§ **TASK OBJECTIVE**
Skip the pictures and extract all of the lines exactly as written.

# Start of STORED DATA

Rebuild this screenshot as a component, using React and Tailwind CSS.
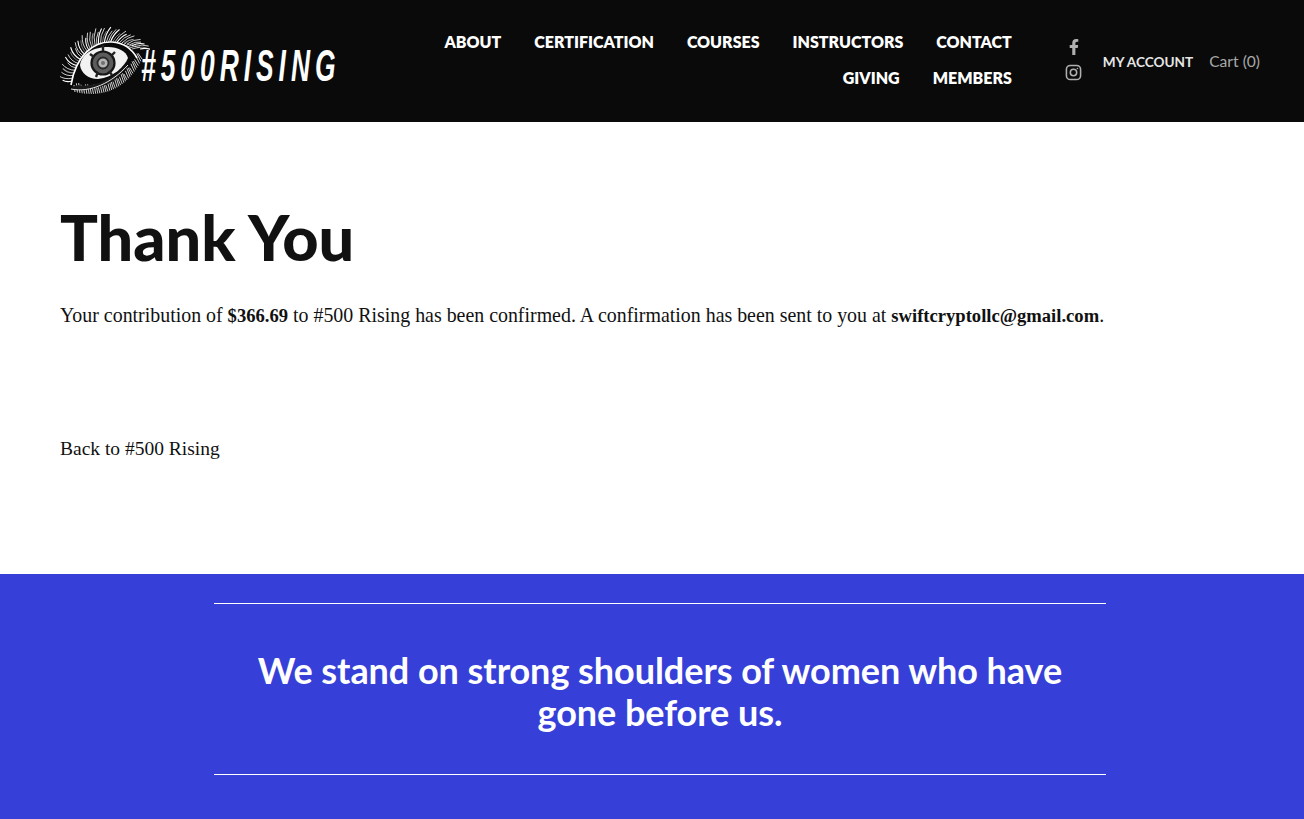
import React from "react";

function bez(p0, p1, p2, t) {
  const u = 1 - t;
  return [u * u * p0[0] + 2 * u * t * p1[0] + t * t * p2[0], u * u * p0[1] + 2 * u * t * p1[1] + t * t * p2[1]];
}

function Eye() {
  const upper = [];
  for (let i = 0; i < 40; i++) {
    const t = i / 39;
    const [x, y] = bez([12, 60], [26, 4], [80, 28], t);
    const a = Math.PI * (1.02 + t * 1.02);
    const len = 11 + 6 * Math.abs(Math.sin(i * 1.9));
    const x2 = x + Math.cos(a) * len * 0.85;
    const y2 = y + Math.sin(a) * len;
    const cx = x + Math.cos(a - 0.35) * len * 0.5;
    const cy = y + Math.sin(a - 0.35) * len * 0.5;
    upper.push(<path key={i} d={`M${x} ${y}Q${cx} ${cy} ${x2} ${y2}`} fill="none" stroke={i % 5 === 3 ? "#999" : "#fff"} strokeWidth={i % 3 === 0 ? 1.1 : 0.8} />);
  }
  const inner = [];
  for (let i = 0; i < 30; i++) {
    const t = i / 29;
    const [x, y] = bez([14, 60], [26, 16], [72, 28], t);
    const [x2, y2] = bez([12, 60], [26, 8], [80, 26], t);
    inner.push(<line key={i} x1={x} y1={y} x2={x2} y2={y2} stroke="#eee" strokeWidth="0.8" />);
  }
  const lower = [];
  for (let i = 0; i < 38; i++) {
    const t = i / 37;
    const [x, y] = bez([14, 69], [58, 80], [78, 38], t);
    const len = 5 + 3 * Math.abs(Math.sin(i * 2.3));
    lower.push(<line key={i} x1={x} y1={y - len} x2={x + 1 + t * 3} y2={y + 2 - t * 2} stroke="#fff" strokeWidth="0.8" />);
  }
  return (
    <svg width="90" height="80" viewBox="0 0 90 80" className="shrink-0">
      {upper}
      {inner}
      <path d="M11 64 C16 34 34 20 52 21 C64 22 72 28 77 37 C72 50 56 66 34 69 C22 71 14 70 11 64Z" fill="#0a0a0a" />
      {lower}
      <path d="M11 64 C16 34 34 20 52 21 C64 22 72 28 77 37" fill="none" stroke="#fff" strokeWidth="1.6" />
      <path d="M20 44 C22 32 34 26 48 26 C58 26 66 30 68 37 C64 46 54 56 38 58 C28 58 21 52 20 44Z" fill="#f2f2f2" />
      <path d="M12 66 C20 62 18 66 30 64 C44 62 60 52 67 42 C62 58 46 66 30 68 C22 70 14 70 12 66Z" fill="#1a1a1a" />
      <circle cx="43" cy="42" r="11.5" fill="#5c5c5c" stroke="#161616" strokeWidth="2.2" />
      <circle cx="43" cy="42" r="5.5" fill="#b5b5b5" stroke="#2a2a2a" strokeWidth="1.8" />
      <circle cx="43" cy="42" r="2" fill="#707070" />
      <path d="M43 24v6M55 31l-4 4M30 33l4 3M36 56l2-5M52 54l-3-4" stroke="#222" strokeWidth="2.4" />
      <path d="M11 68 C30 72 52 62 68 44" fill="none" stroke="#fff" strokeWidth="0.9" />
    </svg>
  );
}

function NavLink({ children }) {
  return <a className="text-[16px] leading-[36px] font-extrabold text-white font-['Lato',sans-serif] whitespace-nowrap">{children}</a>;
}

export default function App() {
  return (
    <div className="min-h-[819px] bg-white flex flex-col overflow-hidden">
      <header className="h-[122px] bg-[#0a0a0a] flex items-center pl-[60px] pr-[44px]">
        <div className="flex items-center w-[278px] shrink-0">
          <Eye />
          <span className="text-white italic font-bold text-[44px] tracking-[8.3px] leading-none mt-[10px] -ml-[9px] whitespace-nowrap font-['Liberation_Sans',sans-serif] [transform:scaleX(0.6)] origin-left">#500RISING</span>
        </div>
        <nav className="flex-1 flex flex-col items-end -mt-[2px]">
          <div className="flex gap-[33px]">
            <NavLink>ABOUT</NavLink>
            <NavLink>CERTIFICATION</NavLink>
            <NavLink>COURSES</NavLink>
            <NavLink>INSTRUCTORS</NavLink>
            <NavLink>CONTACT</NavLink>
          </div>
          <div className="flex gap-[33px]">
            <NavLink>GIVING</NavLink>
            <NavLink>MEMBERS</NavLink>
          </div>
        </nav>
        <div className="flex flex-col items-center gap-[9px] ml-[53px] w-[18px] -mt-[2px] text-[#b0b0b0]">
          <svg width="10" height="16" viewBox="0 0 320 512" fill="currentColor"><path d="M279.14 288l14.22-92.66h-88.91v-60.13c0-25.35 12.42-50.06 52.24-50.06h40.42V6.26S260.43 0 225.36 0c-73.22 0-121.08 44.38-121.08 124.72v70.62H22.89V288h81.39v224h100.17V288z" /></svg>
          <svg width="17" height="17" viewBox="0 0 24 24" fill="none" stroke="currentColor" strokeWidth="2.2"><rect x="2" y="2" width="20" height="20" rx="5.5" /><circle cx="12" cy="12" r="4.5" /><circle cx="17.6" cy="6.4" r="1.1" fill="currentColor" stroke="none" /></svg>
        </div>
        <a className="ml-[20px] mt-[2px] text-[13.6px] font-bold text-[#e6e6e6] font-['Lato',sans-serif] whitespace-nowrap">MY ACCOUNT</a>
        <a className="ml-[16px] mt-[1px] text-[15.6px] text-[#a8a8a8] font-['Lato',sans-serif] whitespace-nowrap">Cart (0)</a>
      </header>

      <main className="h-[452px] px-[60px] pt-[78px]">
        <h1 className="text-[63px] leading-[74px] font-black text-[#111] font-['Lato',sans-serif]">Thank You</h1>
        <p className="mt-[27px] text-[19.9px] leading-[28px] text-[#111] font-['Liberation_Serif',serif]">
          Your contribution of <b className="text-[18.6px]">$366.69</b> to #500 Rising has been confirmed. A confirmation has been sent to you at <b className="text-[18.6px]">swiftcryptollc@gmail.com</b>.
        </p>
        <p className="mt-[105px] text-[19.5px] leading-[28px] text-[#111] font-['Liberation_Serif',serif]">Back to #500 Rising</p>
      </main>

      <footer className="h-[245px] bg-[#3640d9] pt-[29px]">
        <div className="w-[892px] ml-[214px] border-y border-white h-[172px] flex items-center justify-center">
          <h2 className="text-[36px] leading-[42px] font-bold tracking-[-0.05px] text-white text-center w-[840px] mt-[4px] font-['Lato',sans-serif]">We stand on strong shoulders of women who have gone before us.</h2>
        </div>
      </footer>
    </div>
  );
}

# End of STORED DATA

§ **COMPLETED TASK**
Rebuild this screenshot as a component, using React and Tailwind CSS.
import React from "react";

function bez(p0, p1, p2, t) {
  const u = 1 - t;
  return [u * u * p0[0] + 2 * u * t * p1[0] + t * t * p2[0], u * u * p0[1] + 2 * u * t * p1[1] + t * t * p2[1]];
}

function Eye() {
  const upper = [];
  for (let i = 0; i < 40; i++) {
    const t = i / 39;
    const [x, y] = bez([12, 60], [26, 4], [80, 28], t);
    const a = Math.PI * (1.02 + t * 1.02);
    const len = 11 + 6 * Math.abs(Math.sin(i * 1.9));
    const x2 = x + Math.cos(a) * len * 0.85;
    const y2 = y + Math.sin(a) * len;
    const cx = x + Math.cos(a - 0.35) * len * 0.5;
    const cy = y + Math.sin(a - 0.35) * len * 0.5;
    upper.push(<path key={i} d={`M${x} ${y}Q${cx} ${cy} ${x2} ${y2}`} fill="none" stroke={i % 5 === 3 ? "#999" : "#fff"} strokeWidth={i % 3 === 0 ? 1.1 : 0.8} />);
  }
  const inner = [];
  for (let i = 0; i < 30; i++) {
    const t = i / 29;
    const [x, y] = bez([14, 60], [26, 16], [72, 28], t);
    const [x2, y2] = bez([12, 60], [26, 8], [80, 26], t);
    inner.push(<line key={i} x1={x} y1={y} x2={x2} y2={y2} stroke="#eee" strokeWidth="0.8" />);
  }
  const lower = [];
  for (let i = 0; i < 38; i++) {
    const t = i / 37;
    const [x, y] = bez([14, 69], [58, 80], [78, 38], t);
    const len = 5 + 3 * Math.abs(Math.sin(i * 2.3));
    lower.push(<line key={i} x1={x} y1={y - len} x2={x + 1 + t * 3} y2={y + 2 - t * 2} stroke="#fff" strokeWidth="0.8" />);
  }
  return (
    <svg width="90" height="80" viewBox="0 0 90 80" className="shrink-0">
      {upper}
      {inner}
      <path d="M11 64 C16 34 34 20 52 21 C64 22 72 28 77 37 C72 50 56 66 34 69 C22 71 14 70 11 64Z" fill="#0a0a0a" />
      {lower}
      <path d="M11 64 C16 34 34 20 52 21 C64 22 72 28 77 37" fill="none" stroke="#fff" strokeWidth="1.6" />
      <path d="M20 44 C22 32 34 26 48 26 C58 26 66 30 68 37 C64 46 54 56 38 58 C28 58 21 52 20 44Z" fill="#f2f2f2" />
      <path d="M12 66 C20 62 18 66 30 64 C44 62 60 52 67 42 C62 58 46 66 30 68 C22 70 14 70 12 66Z" fill="#1a1a1a" />
      <circle cx="43" cy="42" r="11.5" fill="#5c5c5c" stroke="#161616" strokeWidth="2.2" />
      <circle cx="43" cy="42" r="5.5" fill="#b5b5b5" stroke="#2a2a2a" strokeWidth="1.8" />
      <circle cx="43" cy="42" r="2" fill="#707070" />
      <path d="M43 24v6M55 31l-4 4M30 33l4 3M36 56l2-5M52 54l-3-4" stroke="#222" strokeWidth="2.4" />
      <path d="M11 68 C30 72 52 62 68 44" fill="none" stroke="#fff" strokeWidth="0.9" />
    </svg>
  );
}

function NavLink({ children }) {
  return <a className="text-[16px] leading-[36px] font-extrabold text-white font-['Lato',sans-serif] whitespace-nowrap">{children}</a>;
}

export default function App() {
  return (
    <div className="min-h-[819px] bg-white flex flex-col overflow-hidden">
      <header className="h-[122px] bg-[#0a0a0a] flex items-center pl-[60px] pr-[44px]">
        <div className="flex items-center w-[278px] shrink-0">
          <Eye />
          <span className="text-white italic font-bold text-[44px] tracking-[8.3px] leading-none mt-[10px] -ml-[9px] whitespace-nowrap font-['Liberation_Sans',sans-serif] [transform:scaleX(0.6)] origin-left">#500RISING</span>
        </div>
        <nav className="flex-1 flex flex-col items-end -mt-[2px]">
          <div className="flex gap-[33px]">
            <NavLink>ABOUT</NavLink>
            <NavLink>CERTIFICATION</NavLink>
            <NavLink>COURSES</NavLink>
            <NavLink>INSTRUCTORS</NavLink>
            <NavLink>CONTACT</NavLink>
          </div>
          <div className="flex gap-[33px]">
            <NavLink>GIVING</NavLink>
            <NavLink>MEMBERS</NavLink>
          </div>
        </nav>
        <div className="flex flex-col items-center gap-[9px] ml-[53px] w-[18px] -mt-[2px] text-[#b0b0b0]">
          <svg width="10" height="16" viewBox="0 0 320 512" fill="currentColor"><path d="M279.14 288l14.22-92.66h-88.91v-60.13c0-25.35 12.42-50.06 52.24-50.06h40.42V6.26S260.43 0 225.36 0c-73.22 0-121.08 44.38-121.08 124.72v70.62H22.89V288h81.39v224h100.17V288z" /></svg>
          <svg width="17" height="17" viewBox="0 0 24 24" fill="none" stroke="currentColor" strokeWidth="2.2"><rect x="2" y="2" width="20" height="20" rx="5.5" /><circle cx="12" cy="12" r="4.5" /><circle cx="17.6" cy="6.4" r="1.1" fill="currentColor" stroke="none" /></svg>
        </div>
        <a className="ml-[20px] mt-[2px] text-[13.6px] font-bold text-[#e6e6e6] font-['Lato',sans-serif] whitespace-nowrap">MY ACCOUNT</a>
        <a className="ml-[16px] mt-[1px] text-[15.6px] text-[#a8a8a8] font-['Lato',sans-serif] whitespace-nowrap">Cart (0)</a>
      </header>

      <main className="h-[452px] px-[60px] pt-[78px]">
        <h1 className="text-[63px] leading-[74px] font-black text-[#111] font-['Lato',sans-serif]">Thank You</h1>
        <p className="mt-[27px] text-[19.9px] leading-[28px] text-[#111] font-['Liberation_Serif',serif]">
          Your contribution of <b className="text-[18.6px]">$366.69</b> to #500 Rising has been confirmed. A confirmation has been sent to you at <b className="text-[18.6px]">swiftcryptollc@gmail.com</b>.
        </p>
        <p className="mt-[105px] text-[19.5px] leading-[28px] text-[#111] font-['Liberation_Serif',serif]">Back to #500 Rising</p>
      </main>

      <footer className="h-[245px] bg-[#3640d9] pt-[29px]">
        <div className="w-[892px] ml-[214px] border-y border-white h-[172px] flex items-center justify-center">
          <h2 className="text-[36px] leading-[42px] font-bold tracking-[-0.05px] text-white text-center w-[840px] mt-[4px] font-['Lato',sans-serif]">We stand on strong shoulders of women who have gone before us.</h2>
        </div>
      </footer>
    </div>
  );
}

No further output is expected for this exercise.